どちらを選択するかは納税者の自由ですが、原則は繰越控除になります。還付請求を自主的に選択しない場合は、自動的に繰越控除となります。前期も翌期も同じ利益であれば、節税効果は変わらないようにも思えますが、資金繰りが厳しい時は、繰戻還付を選択すべきだとザイムパートナーズではアドバイスさせていただきます。現実にお金が戻ってくる(法人税が還付となる)わけで、キャッシュフローが改善されることと、翌期以後が黒字になるかどうかは、やはり不透明なことが多いからです。

将来の節税よりも、今のキャッシュ増加。こう考える経営者は多いと思います。

地方法人税も併せて還付されます。

平成26年10月1日以後に開始した事業年度からは、地方法人税という税金(国税)が新たに課されるようになりました。計算方式は、法人税×4.4%です。法人税に連動する税金なわけですが、この地方法人税も繰戻還付の対象となります。法人税が還付されれば、連動して地方法人税も還付されるわけで、繰戻還付をするとダブルでお得なわけです。

法人税率が下がっていく環境では、繰越控除と繰戻還付のどちらが有効か?

税制改正があるごとに、法人税率は僅かながらも下落基調になります。つまり、翌期の法人税率の方が低いわけです。

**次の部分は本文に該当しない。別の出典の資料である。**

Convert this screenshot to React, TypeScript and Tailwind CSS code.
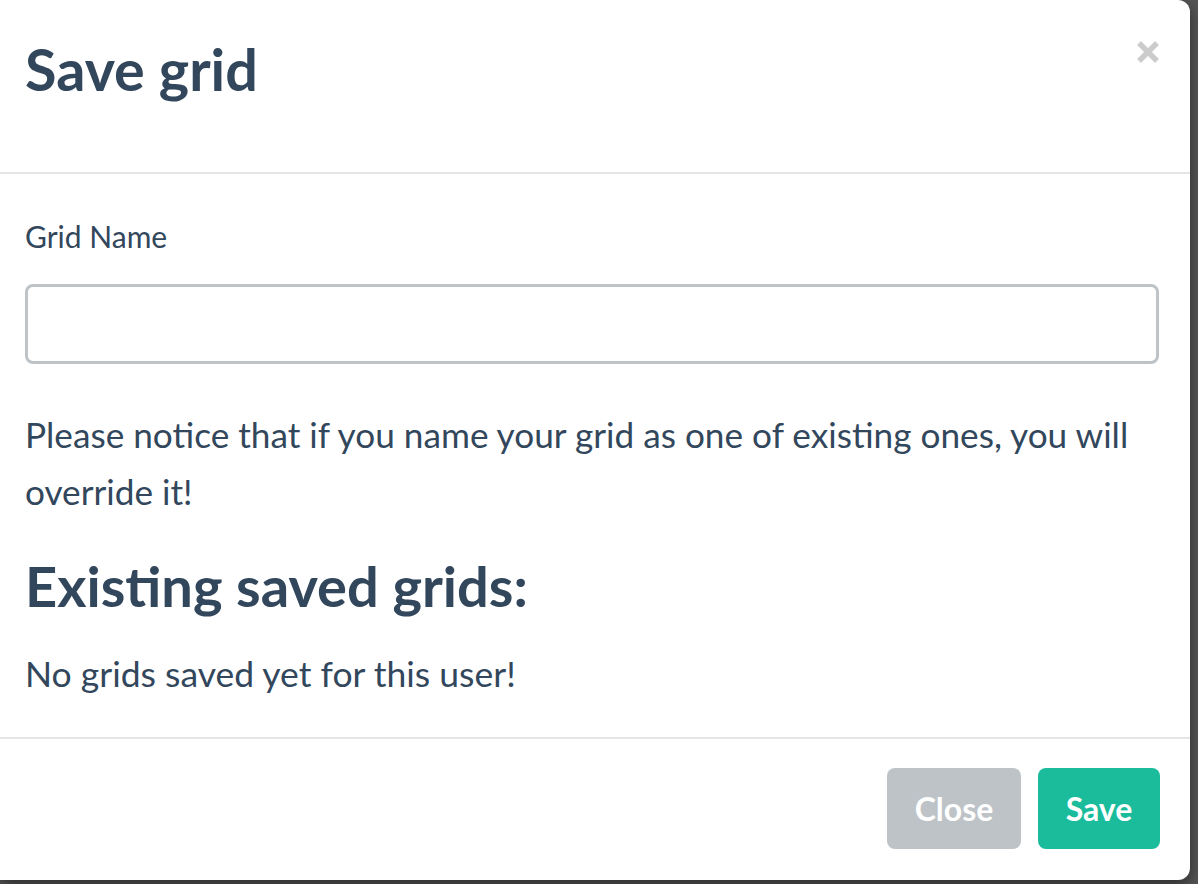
import React from "react";

const SaveGridModal: React.FC = () => {
  return (
    <div className="w-[1190px] h-[880px] bg-white rounded-tr-[12px] rounded-br-[12px] flex flex-col shadow-[0_5px_15px_rgba(0,0,0,0.5)] text-[#32475c] font-['Lato',sans-serif]">
      {/* Header */}
      <div className="h-[174px] shrink-0 border-b-2 border-[#e5e5e5] flex items-start justify-between pl-[25px] pr-[30px]">
        <h4 className="pt-[34px] text-[57.5px] leading-[1.2] font-bold">Save grid</h4>
        <button className="mt-[40px] w-[24px] h-[24px] flex items-center justify-center" aria-label="Close">
          <svg width="24" height="24" viewBox="0 0 24 24">
            <path d="M3 3 L21 21 M21 3 L3 21" stroke="#cccccc" strokeWidth="5.5" />
          </svg>
        </button>
      </div>

      {/* Body */}
      <div className="flex-1 pl-[25px] pr-[31px] pt-[44px]">
        <label className="block text-[30px] leading-[36px]">Grid Name</label>
        <input
          type="text"
          className="block w-full mt-[30px] h-[80px] border-[3px] border-[#bdc3c7] rounded-[8px] px-[24px] text-[31px] outline-none"
        />
        <p className="mt-[42px] text-[35.2px] leading-[57px]">
          Please notice that if you name your grid as one of existing ones, you will override it!
        </p>
        <h3 className="mt-[32px] text-[56px] leading-[1.2] font-bold">Existing saved grids:</h3>
        <p className="mt-[26px] text-[35.5px] leading-[57px]">No grids saved yet for this user!</p>
      </div>

      {/* Footer */}
      <div className="h-[143px] shrink-0 border-t-2 border-[#e5e5e5] flex items-start justify-end gap-[17px] pt-[29px] pr-[30px]">
        <button className="w-[134px] h-[81px] rounded-[8px] bg-[#bdc3c7] text-white text-[32px] font-bold">
          Close
        </button>
        <button className="w-[122px] h-[81px] rounded-[8px] bg-[#1abc9c] text-white text-[32px] font-bold">
          Save
        </button>
      </div>
    </div>
  );
};

export default function App() {
  return (
    <div className="w-[1198px] h-[884px] bg-[#555555] overflow-hidden">
      <SaveGridModal />
    </div>
  );
}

節税を考えるときは、高税率の所得を減らすことが重要です。同じ課税所得であっても、それに乗ずる税率が違えば、税額は当たり前ですが変わってきます。つまり、税率が下がっていくことが確定しているなら繰戻還付を選択して、高い税率で計算された法人税を減らした方が有効だといえます。

もちろん、前期が低税率(例えば、前期が年所得800万円以下で中小企業の軽減税率が使える場合)で、翌期が相当の利益アップが見込まれ、低税率を使える範囲の所得で収まらない場合などは、繰越控除を使う方が有利な場面も出てくるので、翌期の利益のシミュレーションをした上で、どちらを選択するかを決めることになります。

こう考えていくと、節税は、現状の税制だけで考えるだけでなく、少し先を考えておく必要もあるわけですね。難しいものです(苦笑)。